The most prominent burial artefacts in male graves in the Bronze Age were for grooming - razors made of bronze, tweezers, and an item possibly used for manicuring. "We have found traces of beard hair and possibly eyebrows on the razors, so they probably removed hair from various parts of the body," says Lisbeth Skogstrand, an archaeologist who has taken a gender perspective on men's burial mounds. Her doctoral dissertation at the University of Oslo tries to show how masculinity in Scandinavia has changed during periods that lack a local written history. She has previously studied rock carvings from the same period. The motifs include men carrying weapons, and with oversized erections.
     Skogstrand bases her ideas on hundreds of finds from graves in Norway and Denmark, including nearly 200 cremation graves in eastern Norway. Her study spans 1,500 years, from the Early Nordic Bronze Age from 1100-500 years BCE until 400 CE, during the late Roman Period, which was part of the Early Iron Age in Northern Europe.

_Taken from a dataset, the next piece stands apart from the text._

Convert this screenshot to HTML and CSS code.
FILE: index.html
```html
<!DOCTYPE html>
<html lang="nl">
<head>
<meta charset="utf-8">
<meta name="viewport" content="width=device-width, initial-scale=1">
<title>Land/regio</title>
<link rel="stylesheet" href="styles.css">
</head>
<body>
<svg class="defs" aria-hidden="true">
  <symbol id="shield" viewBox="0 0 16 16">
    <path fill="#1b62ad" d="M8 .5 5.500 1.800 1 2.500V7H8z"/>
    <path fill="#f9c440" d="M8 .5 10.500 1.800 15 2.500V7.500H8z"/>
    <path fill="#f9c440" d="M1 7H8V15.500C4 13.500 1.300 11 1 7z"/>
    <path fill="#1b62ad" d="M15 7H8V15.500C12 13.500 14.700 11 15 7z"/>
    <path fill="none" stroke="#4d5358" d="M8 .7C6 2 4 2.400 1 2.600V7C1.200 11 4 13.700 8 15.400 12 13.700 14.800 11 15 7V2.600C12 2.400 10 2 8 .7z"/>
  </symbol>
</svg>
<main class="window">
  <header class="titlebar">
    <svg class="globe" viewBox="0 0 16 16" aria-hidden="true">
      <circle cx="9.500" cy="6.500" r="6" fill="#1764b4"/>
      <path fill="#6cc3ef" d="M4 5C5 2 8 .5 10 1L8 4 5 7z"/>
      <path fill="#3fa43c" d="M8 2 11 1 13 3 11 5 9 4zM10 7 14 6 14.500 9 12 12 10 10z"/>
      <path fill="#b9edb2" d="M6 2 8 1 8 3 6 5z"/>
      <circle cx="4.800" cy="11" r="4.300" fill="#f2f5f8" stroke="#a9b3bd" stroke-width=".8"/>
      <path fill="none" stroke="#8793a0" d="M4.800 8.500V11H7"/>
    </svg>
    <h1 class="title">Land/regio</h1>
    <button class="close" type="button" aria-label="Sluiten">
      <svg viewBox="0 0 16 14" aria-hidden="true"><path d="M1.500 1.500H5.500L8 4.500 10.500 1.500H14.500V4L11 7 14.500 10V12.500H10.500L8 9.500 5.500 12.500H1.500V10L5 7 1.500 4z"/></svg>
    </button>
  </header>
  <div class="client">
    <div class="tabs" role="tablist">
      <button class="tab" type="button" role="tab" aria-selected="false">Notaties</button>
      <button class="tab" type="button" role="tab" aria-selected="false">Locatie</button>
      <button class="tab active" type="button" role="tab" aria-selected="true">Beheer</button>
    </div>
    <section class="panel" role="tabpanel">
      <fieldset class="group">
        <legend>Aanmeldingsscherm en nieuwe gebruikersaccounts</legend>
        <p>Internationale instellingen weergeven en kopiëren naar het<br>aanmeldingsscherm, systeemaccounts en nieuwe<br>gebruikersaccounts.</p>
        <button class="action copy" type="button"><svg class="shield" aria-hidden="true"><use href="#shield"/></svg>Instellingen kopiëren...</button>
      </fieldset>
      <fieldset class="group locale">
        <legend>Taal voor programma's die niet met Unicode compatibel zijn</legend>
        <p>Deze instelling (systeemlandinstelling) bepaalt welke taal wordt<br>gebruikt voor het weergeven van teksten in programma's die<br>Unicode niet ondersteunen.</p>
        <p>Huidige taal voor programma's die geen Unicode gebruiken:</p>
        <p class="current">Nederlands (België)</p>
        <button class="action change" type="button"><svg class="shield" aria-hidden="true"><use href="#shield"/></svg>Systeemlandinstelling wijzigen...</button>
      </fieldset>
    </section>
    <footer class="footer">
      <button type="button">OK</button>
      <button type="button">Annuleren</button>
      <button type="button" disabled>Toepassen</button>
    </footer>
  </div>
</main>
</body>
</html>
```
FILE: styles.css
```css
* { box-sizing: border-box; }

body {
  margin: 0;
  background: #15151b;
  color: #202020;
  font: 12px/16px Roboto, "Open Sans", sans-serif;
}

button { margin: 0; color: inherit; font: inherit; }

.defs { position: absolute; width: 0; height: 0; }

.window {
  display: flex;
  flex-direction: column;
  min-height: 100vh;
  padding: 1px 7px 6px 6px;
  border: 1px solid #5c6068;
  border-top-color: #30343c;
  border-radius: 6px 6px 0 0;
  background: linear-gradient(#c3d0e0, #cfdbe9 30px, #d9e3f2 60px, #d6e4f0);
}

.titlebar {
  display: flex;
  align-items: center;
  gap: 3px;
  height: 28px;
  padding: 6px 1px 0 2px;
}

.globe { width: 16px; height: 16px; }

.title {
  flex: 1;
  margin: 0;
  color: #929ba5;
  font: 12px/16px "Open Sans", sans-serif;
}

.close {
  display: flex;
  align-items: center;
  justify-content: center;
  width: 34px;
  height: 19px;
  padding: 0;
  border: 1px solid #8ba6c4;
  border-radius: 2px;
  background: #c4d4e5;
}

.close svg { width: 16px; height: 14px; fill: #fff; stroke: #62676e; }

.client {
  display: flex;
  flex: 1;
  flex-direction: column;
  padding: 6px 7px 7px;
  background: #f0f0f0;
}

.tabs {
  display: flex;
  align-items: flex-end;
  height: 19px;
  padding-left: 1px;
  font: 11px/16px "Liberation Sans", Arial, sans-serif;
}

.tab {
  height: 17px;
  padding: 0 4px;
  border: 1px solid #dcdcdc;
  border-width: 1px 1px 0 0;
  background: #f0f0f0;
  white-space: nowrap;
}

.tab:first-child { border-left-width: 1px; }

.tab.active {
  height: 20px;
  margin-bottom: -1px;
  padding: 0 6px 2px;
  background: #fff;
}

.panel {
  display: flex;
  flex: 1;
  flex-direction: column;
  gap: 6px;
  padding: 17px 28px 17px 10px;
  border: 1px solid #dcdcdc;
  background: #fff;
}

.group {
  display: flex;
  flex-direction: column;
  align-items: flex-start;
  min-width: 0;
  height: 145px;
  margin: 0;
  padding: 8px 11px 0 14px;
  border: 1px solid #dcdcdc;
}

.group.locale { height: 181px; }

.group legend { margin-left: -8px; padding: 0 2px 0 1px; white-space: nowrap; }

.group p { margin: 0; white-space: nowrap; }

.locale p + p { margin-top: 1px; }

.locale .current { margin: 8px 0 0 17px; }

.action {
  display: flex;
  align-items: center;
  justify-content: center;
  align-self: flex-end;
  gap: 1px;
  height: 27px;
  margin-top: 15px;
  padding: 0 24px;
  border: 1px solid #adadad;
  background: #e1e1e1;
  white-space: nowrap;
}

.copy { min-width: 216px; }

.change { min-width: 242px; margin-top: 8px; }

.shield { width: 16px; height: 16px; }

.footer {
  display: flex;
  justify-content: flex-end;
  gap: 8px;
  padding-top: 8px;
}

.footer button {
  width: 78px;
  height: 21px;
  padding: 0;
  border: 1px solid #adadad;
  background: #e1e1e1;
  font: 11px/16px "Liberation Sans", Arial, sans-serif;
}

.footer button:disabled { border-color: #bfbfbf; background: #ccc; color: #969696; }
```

     Skogstrand says the finds show that being a warrior was not always the ideal. Men were buried with weapons particularly during a short span of the Roman Period, around 200 CE. Half of the men's graves she studied in this period contained spears, shields and other iron weapons. Women of the time were buried with tools such as scissors, knives and spindles. "The ideal of the man as a warrior did not last long. Over the course of the 3rd century the warrior nearly disappears from the graves," says Skogstrand.
     Julie Lund, an associate professor of archaeology at the University of Oslo, thinks Skogstrand raises some legitimate questions. "There has been too little focus on male roles in archaeology. When researchers have studied gender they have been more concerned about women," she says.
     Scandinavian prehistory has a blank spot in the last 500 years BCE where Skogstrand cannot determine anything about changes in masculine ideals. The graves from this period contain few artefacts. Perhaps the razors were no longer included as grave goods for some other reason than a change in fashion. Skogstrand points out, for instance, that shaving could have become so common that the elite no longer deemed razors a status symbol.
     Men and women were buried with the same type of objects in the younger graves that Skogstrand studied, from 200 CE to 400 CE - an indication that gender became less important, while social status gained significance - the tools that men and women were buried with varied according to how costly the graves were.